Parliamo della Lega di Salvini. Il consenso, stando agli ultimi sondaggi, è sul 14%. Le chiedo: pensa che la penetrazione “culturale” (inteso come modo di pensare) leghista sia destinato ad espandersi nella società italiana oppure no?

Non sono in grado di dare una risposta, dovrei avere una sfera di cristallo per vedere che direzione prenderà questo Paese da qui al 2020, almeno. Mi limito però a fare una considerazione, prendendo come esempio un episodio specifico: la famosa sparata della “ruspa” da parte di Matteo Salvini. Dopo che il segretario della Lega tirò fuori quel termine, nonostante il coro quasi unanime di sdegno e critiche, i sondaggi registrarono un boom di consensi, lanciando la Lega quasi al 16%. Ognuno tragga le sue conclusioni.

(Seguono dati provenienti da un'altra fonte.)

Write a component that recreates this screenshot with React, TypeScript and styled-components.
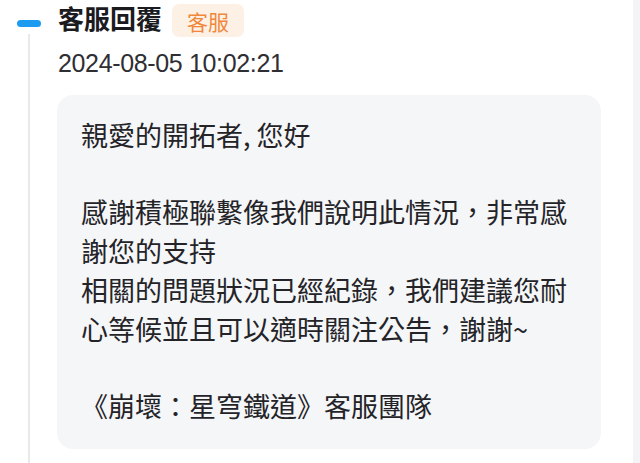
import React from "react";
import styled, { createGlobalStyle } from "styled-components";

const GlobalStyle = createGlobalStyle`
  html, body, #root {
    height: 100%;
  }
  body {
    margin: 0;
    background: #ffffff;
    font-family: "Liberation Sans", "Noto Sans CJK TC", sans-serif;
    color: #222222;
  }
`;

const Page = styled.div`
  display: flex;
  height: 100%;
  overflow: hidden;
`;

const Main = styled.div`
  flex: 1;
  display: grid;
  grid-template-columns: 57px 1fr;
  padding-right: 32px;
`;

const ScrollTrack = styled.div`
  width: 7px;
  background: #f4f4f7;
`;

const Rail = styled.div`
  display: flex;
  flex-direction: column;
  align-items: center;
  padding-left: 1px;
`;

const Dot = styled.div`
  width: 24px;
  height: 7px;
  margin-top: 20px;
  border-radius: 4px;
  background: #1d9bf0;
`;

const RailLine = styled.div`
  flex: 1;
  width: 1.5px;
  margin-top: 7px;
  background: #e9e9ec;
`;

const Entry = styled.div`
  display: flex;
  flex-direction: column;
  padding-top: 4px;
`;

const Header = styled.div`
  display: flex;
  align-items: center;
  gap: 10px;
  padding-left: 1px;
`;

const Title = styled.span`
  font-size: 26px;
  font-weight: 700;
  line-height: 33px;
  color: #1b1b1f;
`;

const Tag = styled.span`
  display: inline-flex;
  align-items: center;
  height: 33px;
  padding: 0 15px;
  border-radius: 7px;
  background: #fdf1e6;
  color: #f0873a;
  font-size: 21px;
`;

const Time = styled.div`
  margin-top: 11px;
  padding-left: 1px;
  font-size: 25px;
  letter-spacing: -0.35px;
  line-height: 30px;
  color: #2e2e33;
`;

const Card = styled.div`
  margin-top: 17px;
  padding: 21px 22px 23px 24px;
  border-radius: 16px;
  background: #f5f6f8;
`;

const Line = styled.p`
  margin: 0;
  min-height: 38.7px;
  font-size: 27px;
  line-height: 38.7px;
  color: #242428;
  font-family: "Noto Sans CJK TC", "Liberation Sans", sans-serif;
`;

const message = [
  "親愛的開拓者, 您好",
  "",
  "感謝積極聯繫像我們說明此情況，非常感謝您的支持",
  "相關的問題狀況已經紀錄，我們建議您耐心等候並且可以適時關注公告，謝謝~",
  "",
  "《崩壞：星穹鐵道》客服團隊",
];

export default function App() {
  return (
    <Page>
      <GlobalStyle />
      <Main>
        <Rail>
          <Dot />
          <RailLine />
        </Rail>
        <Entry>
          <Header>
            <Title>客服回覆</Title>
            <Tag>客服</Tag>
          </Header>
          <Time>2024-08-05 10:02:21</Time>
          <Card>
            {message.map((text, i) => (
              <Line key={i}>{text}</Line>
            ))}
          </Card>
        </Entry>
      </Main>
      <ScrollTrack />
    </Page>
  );
}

Ultima domanda: nel suo libro afferma che l’Europa ha bisogno di un nuovo “patto fondativo” per contrastare questa deriva nazionalistica. Su che basi fondare questo nuovo patto?

Credo che servano quanto prima misure più omogenee sul fronte fiscale, una politica estera che parli una lingua comune (ricordate Kissinger quando diceva “a chi devo telefonare per parlare con l’Europa?) e ridare centralità ai Parlamenti, e non solo al Consiglio europeo. In questo senso, la firma di una dichiarazione congiunta tra i presidenti del Parlamento italiano, tedesco e francesce, avvenuta a Roma lo scorso 14 settembre, è un passo importante verso la costruzione degli “Stati Uniti d’Europa”.